§ REQUIREMENT: Give, as a bare number, the count of lines that contain the word "styles".

§ SUPPLIED INFORMATION:
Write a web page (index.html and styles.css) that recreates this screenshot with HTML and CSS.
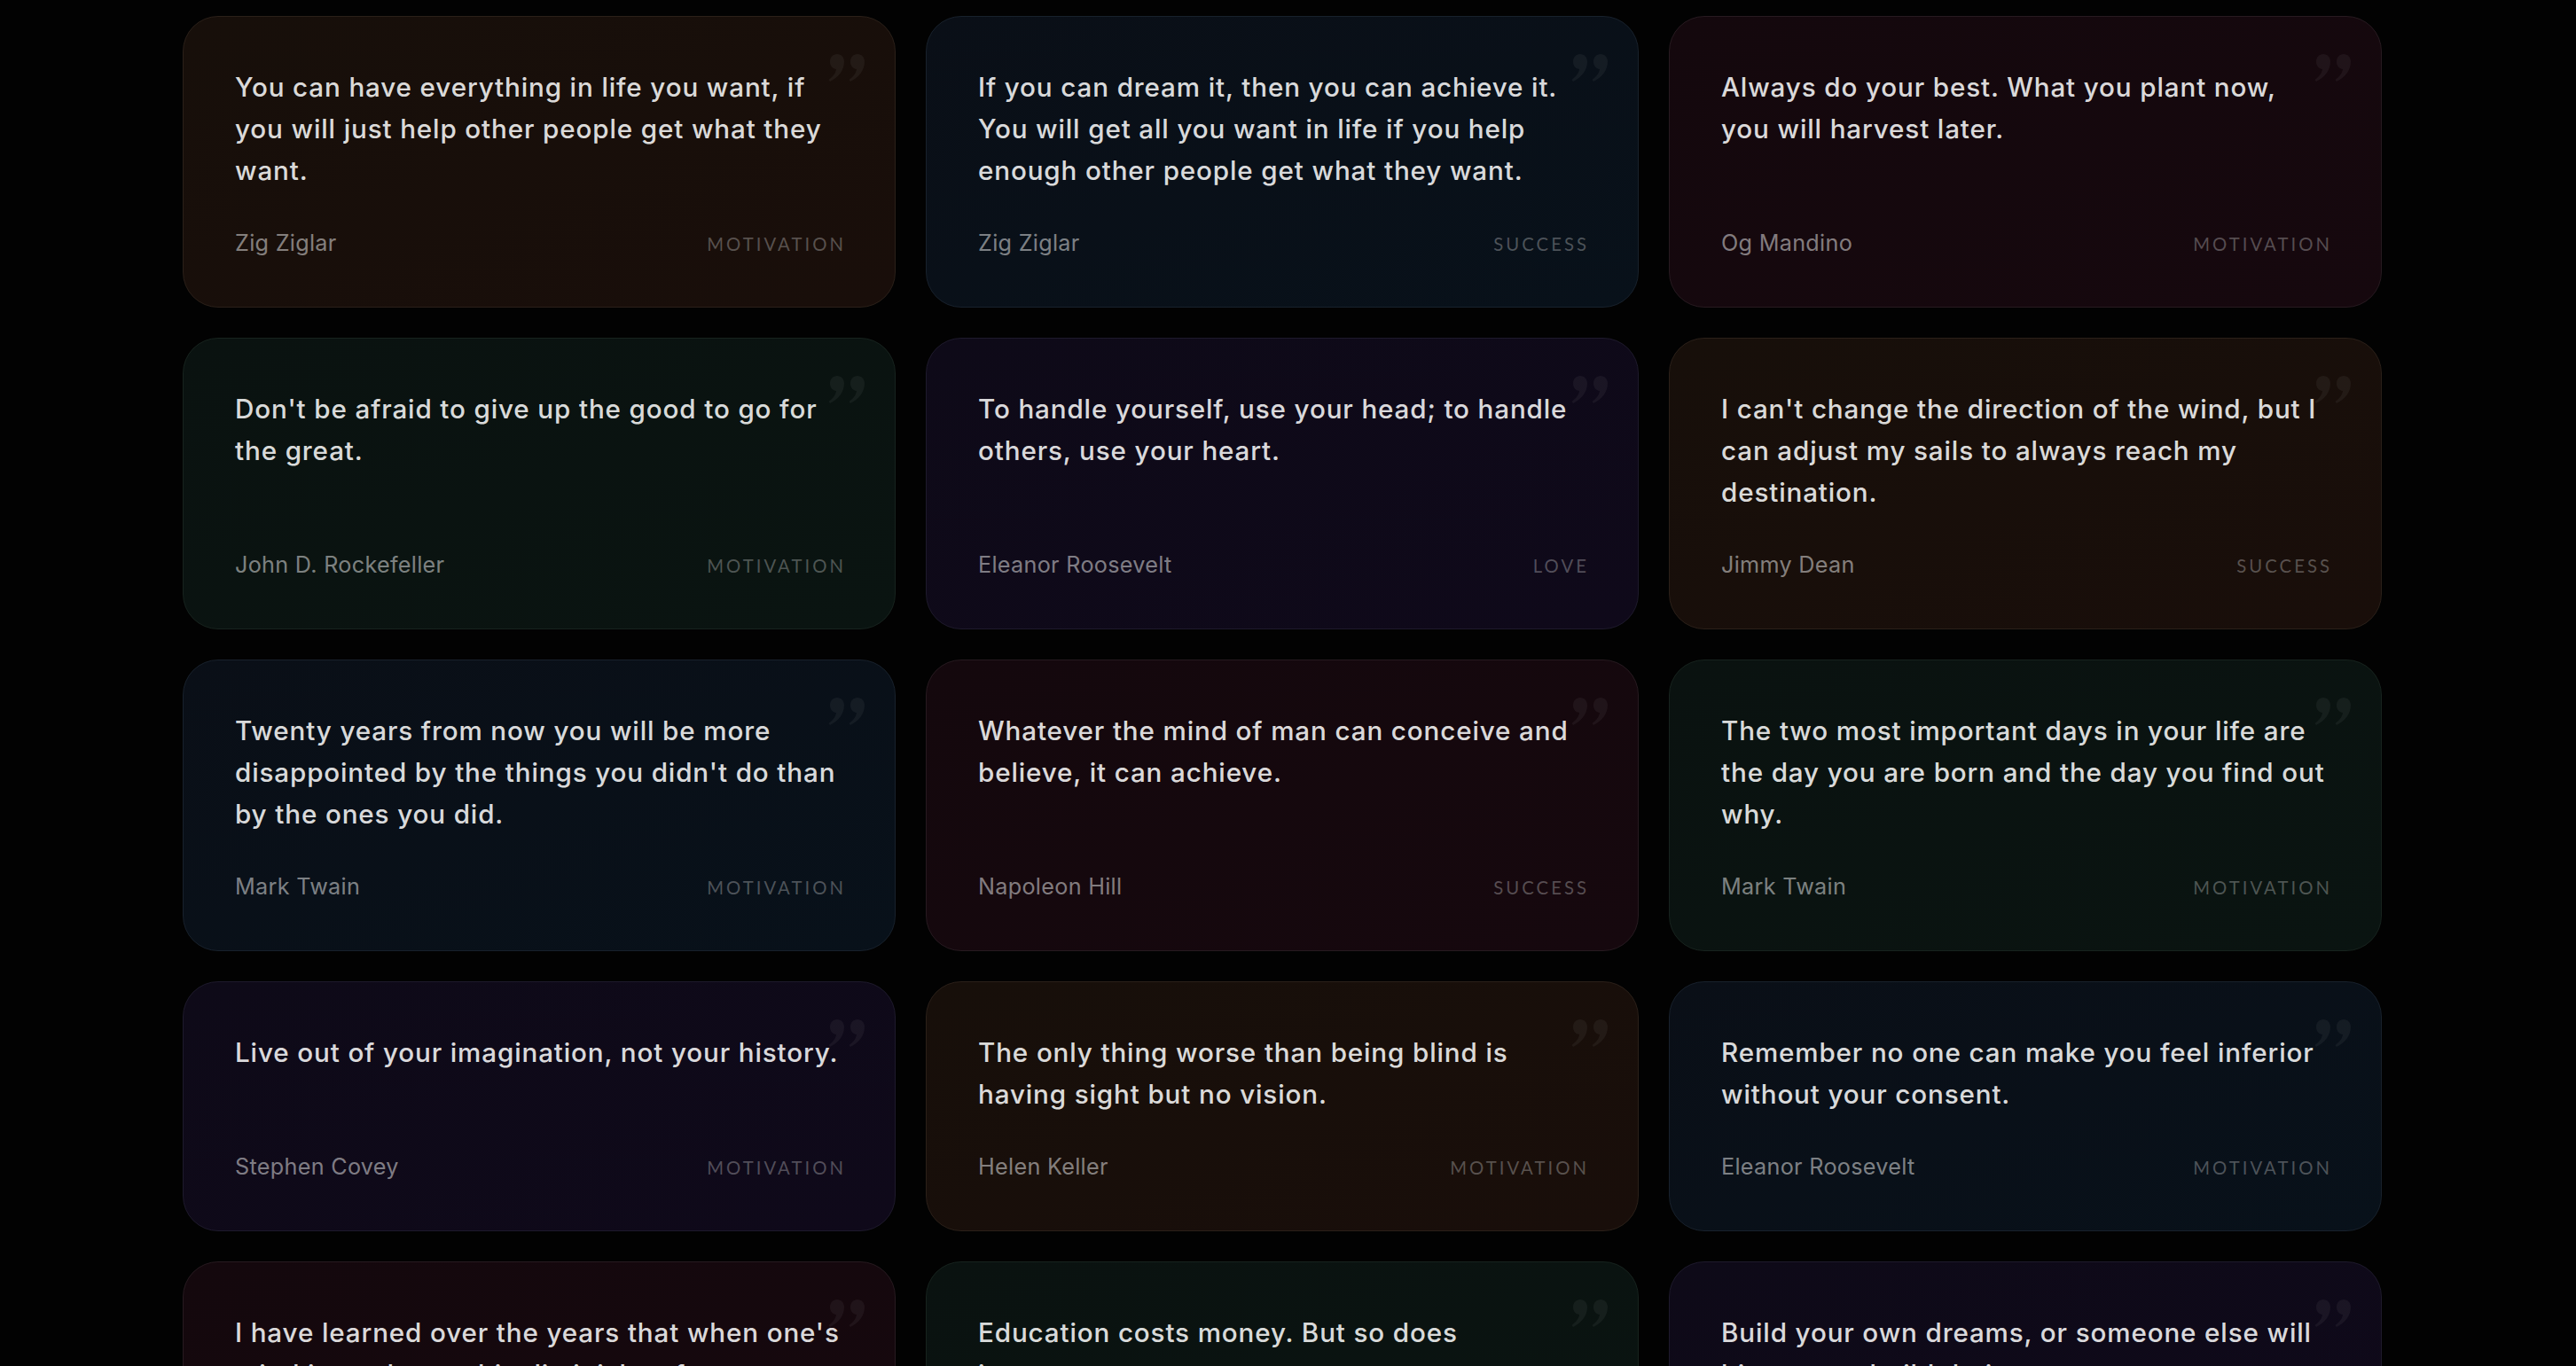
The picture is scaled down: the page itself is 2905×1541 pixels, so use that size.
FILE: index.html
```html
<!DOCTYPE html>
<html lang="en">
<head>
<meta charset="utf-8">
<title>Quotes</title>
<link rel="stylesheet" href="styles.css">
</head>
<body>
<main class="grid">
  <article class="card amber">
    <svg class="mark" viewBox="0 0 43 32" aria-hidden="true"><path d="M12 1C16.5 1 20 4.5 20 9.5C20 19 14 27 4 32L2.5 30C8 26 10.5 22 11 18C6.5 17.5 4 14 4 9.5C4 4.5 7.5 1 12 1Z"/><path d="M35 1C39.5 1 43 4.5 43 9.5C43 19 37 27 27 32L25.5 30C31 26 33.5 22 34 18C29.5 17.5 27 14 27 9.5C27 4.5 30.5 1 35 1Z"/></svg>
    <p class="quote">You can have everything in life you want, if you will just help other people get what they want.</p>
    <footer class="meta"><span class="author">Zig Ziglar</span><span class="tag">Motivation</span></footer>
  </article>
  <article class="card blue">
    <svg class="mark" viewBox="0 0 43 32" aria-hidden="true"><path d="M12 1C16.5 1 20 4.5 20 9.5C20 19 14 27 4 32L2.5 30C8 26 10.5 22 11 18C6.5 17.5 4 14 4 9.5C4 4.5 7.5 1 12 1Z"/><path d="M35 1C39.5 1 43 4.5 43 9.5C43 19 37 27 27 32L25.5 30C31 26 33.5 22 34 18C29.5 17.5 27 14 27 9.5C27 4.5 30.5 1 35 1Z"/></svg>
    <p class="quote">If you can dream it, then you can achieve it. You will get all you want in life if you help enough other people get what they want.</p>
    <footer class="meta"><span class="author">Zig Ziglar</span><span class="tag">Success</span></footer>
  </article>
  <article class="card rose">
    <svg class="mark" viewBox="0 0 43 32" aria-hidden="true"><path d="M12 1C16.5 1 20 4.5 20 9.5C20 19 14 27 4 32L2.5 30C8 26 10.5 22 11 18C6.5 17.5 4 14 4 9.5C4 4.5 7.5 1 12 1Z"/><path d="M35 1C39.5 1 43 4.5 43 9.5C43 19 37 27 27 32L25.5 30C31 26 33.5 22 34 18C29.5 17.5 27 14 27 9.5C27 4.5 30.5 1 35 1Z"/></svg>
    <p class="quote">Always do your best. What you plant now, you will harvest later.</p>
    <footer class="meta"><span class="author">Og Mandino</span><span class="tag">Motivation</span></footer>
  </article>
  <article class="card green">
    <svg class="mark" viewBox="0 0 43 32" aria-hidden="true"><path d="M12 1C16.5 1 20 4.5 20 9.5C20 19 14 27 4 32L2.5 30C8 26 10.5 22 11 18C6.5 17.5 4 14 4 9.5C4 4.5 7.5 1 12 1Z"/><path d="M35 1C39.5 1 43 4.5 43 9.5C43 19 37 27 27 32L25.5 30C31 26 33.5 22 34 18C29.5 17.5 27 14 27 9.5C27 4.5 30.5 1 35 1Z"/></svg>
    <p class="quote">Don't be afraid to give up the good to go for the great.</p>
    <footer class="meta"><span class="author">John D. Rockefeller</span><span class="tag">Motivation</span></footer>
  </article>
  <article class="card purple">
    <svg class="mark" viewBox="0 0 43 32" aria-hidden="true"><path d="M12 1C16.5 1 20 4.5 20 9.5C20 19 14 27 4 32L2.5 30C8 26 10.5 22 11 18C6.5 17.5 4 14 4 9.5C4 4.5 7.5 1 12 1Z"/><path d="M35 1C39.5 1 43 4.5 43 9.5C43 19 37 27 27 32L25.5 30C31 26 33.5 22 34 18C29.5 17.5 27 14 27 9.5C27 4.5 30.5 1 35 1Z"/></svg>
    <p class="quote">To handle yourself, use your head; to handle others, use your heart.</p>
    <footer class="meta"><span class="author">Eleanor Roosevelt</span><span class="tag">Love</span></footer>
  </article>
  <article class="card amber">
    <svg class="mark" viewBox="0 0 43 32" aria-hidden="true"><path d="M12 1C16.5 1 20 4.5 20 9.5C20 19 14 27 4 32L2.5 30C8 26 10.5 22 11 18C6.5 17.5 4 14 4 9.5C4 4.5 7.5 1 12 1Z"/><path d="M35 1C39.5 1 43 4.5 43 9.5C43 19 37 27 27 32L25.5 30C31 26 33.5 22 34 18C29.5 17.5 27 14 27 9.5C27 4.5 30.5 1 35 1Z"/></svg>
    <p class="quote">I can't change the direction of the wind, but I can adjust my sails to always reach my destination.</p>
    <footer class="meta"><span class="author">Jimmy Dean</span><span class="tag">Success</span></footer>
  </article>
  <article class="card blue">
    <svg class="mark" viewBox="0 0 43 32" aria-hidden="true"><path d="M12 1C16.5 1 20 4.5 20 9.5C20 19 14 27 4 32L2.5 30C8 26 10.5 22 11 18C6.5 17.5 4 14 4 9.5C4 4.5 7.5 1 12 1Z"/><path d="M35 1C39.5 1 43 4.5 43 9.5C43 19 37 27 27 32L25.5 30C31 26 33.5 22 34 18C29.5 17.5 27 14 27 9.5C27 4.5 30.5 1 35 1Z"/></svg>
    <p class="quote">Twenty years from now you will be more disappointed by the things you didn't do than by the ones you did.</p>
    <footer class="meta"><span class="author">Mark Twain</span><span class="tag">Motivation</span></footer>
  </article>
  <article class="card rose">
    <svg class="mark" viewBox="0 0 43 32" aria-hidden="true"><path d="M12 1C16.5 1 20 4.5 20 9.5C20 19 14 27 4 32L2.5 30C8 26 10.5 22 11 18C6.5 17.5 4 14 4 9.5C4 4.5 7.5 1 12 1Z"/><path d="M35 1C39.5 1 43 4.5 43 9.5C43 19 37 27 27 32L25.5 30C31 26 33.5 22 34 18C29.5 17.5 27 14 27 9.5C27 4.5 30.5 1 35 1Z"/></svg>
    <p class="quote">Whatever the mind of man can conceive and believe, it can achieve.</p>
    <footer class="meta"><span class="author">Napoleon Hill</span><span class="tag">Success</span></footer>
  </article>
  <article class="card green">
    <svg class="mark" viewBox="0 0 43 32" aria-hidden="true"><path d="M12 1C16.5 1 20 4.5 20 9.5C20 19 14 27 4 32L2.5 30C8 26 10.5 22 11 18C6.5 17.5 4 14 4 9.5C4 4.5 7.5 1 12 1Z"/><path d="M35 1C39.5 1 43 4.5 43 9.5C43 19 37 27 27 32L25.5 30C31 26 33.5 22 34 18C29.5 17.5 27 14 27 9.5C27 4.5 30.5 1 35 1Z"/></svg>
    <p class="quote">The two most important days in your life are the day you are born and the day you find out why.</p>
    <footer class="meta"><span class="author">Mark Twain</span><span class="tag">Motivation</span></footer>
  </article>
  <article class="card purple">
    <svg class="mark" viewBox="0 0 43 32" aria-hidden="true"><path d="M12 1C16.5 1 20 4.5 20 9.5C20 19 14 27 4 32L2.5 30C8 26 10.5 22 11 18C6.5 17.5 4 14 4 9.5C4 4.5 7.5 1 12 1Z"/><path d="M35 1C39.5 1 43 4.5 43 9.5C43 19 37 27 27 32L25.5 30C31 26 33.5 22 34 18C29.5 17.5 27 14 27 9.5C27 4.5 30.5 1 35 1Z"/></svg>
    <p class="quote">Live out of your imagination, not your history.</p>
    <footer class="meta"><span class="author">Stephen Covey</span><span class="tag">Motivation</span></footer>
  </article>
  <article class="card amber">
    <svg class="mark" viewBox="0 0 43 32" aria-hidden="true"><path d="M12 1C16.5 1 20 4.5 20 9.5C20 19 14 27 4 32L2.5 30C8 26 10.5 22 11 18C6.5 17.5 4 14 4 9.5C4 4.5 7.5 1 12 1Z"/><path d="M35 1C39.5 1 43 4.5 43 9.5C43 19 37 27 27 32L25.5 30C31 26 33.5 22 34 18C29.5 17.5 27 14 27 9.5C27 4.5 30.5 1 35 1Z"/></svg>
    <p class="quote">The only thing worse than being blind is having sight but no vision.</p>
    <footer class="meta"><span class="author">Helen Keller</span><span class="tag">Motivation</span></footer>
  </article>
  <article class="card blue">
    <svg class="mark" viewBox="0 0 43 32" aria-hidden="true"><path d="M12 1C16.5 1 20 4.5 20 9.5C20 19 14 27 4 32L2.5 30C8 26 10.5 22 11 18C6.5 17.5 4 14 4 9.5C4 4.5 7.5 1 12 1Z"/><path d="M35 1C39.5 1 43 4.5 43 9.5C43 19 37 27 27 32L25.5 30C31 26 33.5 22 34 18C29.5 17.5 27 14 27 9.5C27 4.5 30.5 1 35 1Z"/></svg>
    <p class="quote">Remember no one can make you feel inferior without your consent.</p>
    <footer class="meta"><span class="author">Eleanor Roosevelt</span><span class="tag">Motivation</span></footer>
  </article>
  <article class="card rose">
    <svg class="mark" viewBox="0 0 43 32" aria-hidden="true"><path d="M12 1C16.5 1 20 4.5 20 9.5C20 19 14 27 4 32L2.5 30C8 26 10.5 22 11 18C6.5 17.5 4 14 4 9.5C4 4.5 7.5 1 12 1Z"/><path d="M35 1C39.5 1 43 4.5 43 9.5C43 19 37 27 27 32L25.5 30C31 26 33.5 22 34 18C29.5 17.5 27 14 27 9.5C27 4.5 30.5 1 35 1Z"/></svg>
    <p class="quote">I have learned over the years that when one's mind is made up, this diminishes fear.</p>
    <footer class="meta"><span class="author">Rosa Parks</span><span class="tag">Motivation</span></footer>
  </article>
  <article class="card green">
    <svg class="mark" viewBox="0 0 43 32" aria-hidden="true"><path d="M12 1C16.5 1 20 4.5 20 9.5C20 19 14 27 4 32L2.5 30C8 26 10.5 22 11 18C6.5 17.5 4 14 4 9.5C4 4.5 7.5 1 12 1Z"/><path d="M35 1C39.5 1 43 4.5 43 9.5C43 19 37 27 27 32L25.5 30C31 26 33.5 22 34 18C29.5 17.5 27 14 27 9.5C27 4.5 30.5 1 35 1Z"/></svg>
    <p class="quote">Education costs money. But so does ignorance.</p>
    <footer class="meta"><span class="author">Claus Moser</span><span class="tag">Success</span></footer>
  </article>
  <article class="card purple">
    <svg class="mark" viewBox="0 0 43 32" aria-hidden="true"><path d="M12 1C16.5 1 20 4.5 20 9.5C20 19 14 27 4 32L2.5 30C8 26 10.5 22 11 18C6.5 17.5 4 14 4 9.5C4 4.5 7.5 1 12 1Z"/><path d="M35 1C39.5 1 43 4.5 43 9.5C43 19 37 27 27 32L25.5 30C31 26 33.5 22 34 18C29.5 17.5 27 14 27 9.5C27 4.5 30.5 1 35 1Z"/></svg>
    <p class="quote">Build your own dreams, or someone else will hire you to build theirs.</p>
    <footer class="meta"><span class="author">Farrah Gray</span><span class="tag">Motivation</span></footer>
  </article>
</main>
</body>
</html>
```

FILE: styles.css
```css
html {
  overflow: hidden;
  background: #020202;
}

body {
  margin: 0;
  padding: 18px 0 0 206px;
  background: #020202;
  font-family: Inter, "Liberation Sans", sans-serif;
  color: rgba(255, 255, 255, 0.88);
}

.grid {
  width: 2480px;
  display: grid;
  grid-template-columns: repeat(3, 804px);
  column-gap: 34px;
  row-gap: 34px;
}

.card {
  position: relative;
  display: flex;
  flex-direction: column;
  padding: 56px 58px 55px;
  border: 1px solid;
  border-radius: 40px;
}

.mark {
  position: absolute;
  top: 41px;
  right: 34px;
  width: 43px;
  height: 32px;
  fill: rgba(255, 255, 255, 0.05);
}

.quote {
  margin: 0 0 42px;
  font-size: 29.6px;
  line-height: 47px;
  font-weight: 500;
  letter-spacing: 0.87px;
  color: rgba(255, 255, 255, 0.87);
}

.meta {
  margin-top: auto;
  display: flex;
  align-items: center;
  justify-content: space-between;
}

.author {
  font-size: 25.2px;
  line-height: 33px;
  letter-spacing: 0.3px;
  color: rgba(255, 255, 255, 0.48);
}

.tag {
  margin-right: -3px;
  font-family: Lato, "Liberation Sans", sans-serif;
  font-size: 20.3px;
  line-height: 24px;
  letter-spacing: 0.15em;
  text-transform: uppercase;
  color: rgba(255, 255, 255, 0.28);
}

.amber {
  background: linear-gradient(160deg, #170f0a 0%, #190e0a 100%);
  border-color: #2b2019;
}

.blue {
  background: linear-gradient(160deg, #0a0f17 0%, #08111a 100%);
  border-color: #18212c;
}

.rose {
  background: linear-gradient(160deg, #14080d 0%, #16080e 100%);
  border-color: #271a20;
}

.green {
  background: linear-gradient(160deg, #0a1210 0%, #0a1411 100%);
  border-color: #17231e;
}

.purple {
  background: linear-gradient(160deg, #0e0a18 0%, #0f091a 100%);
  border-color: #1e1a2c;
}
```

§ RESULT OF THIS TASK: 3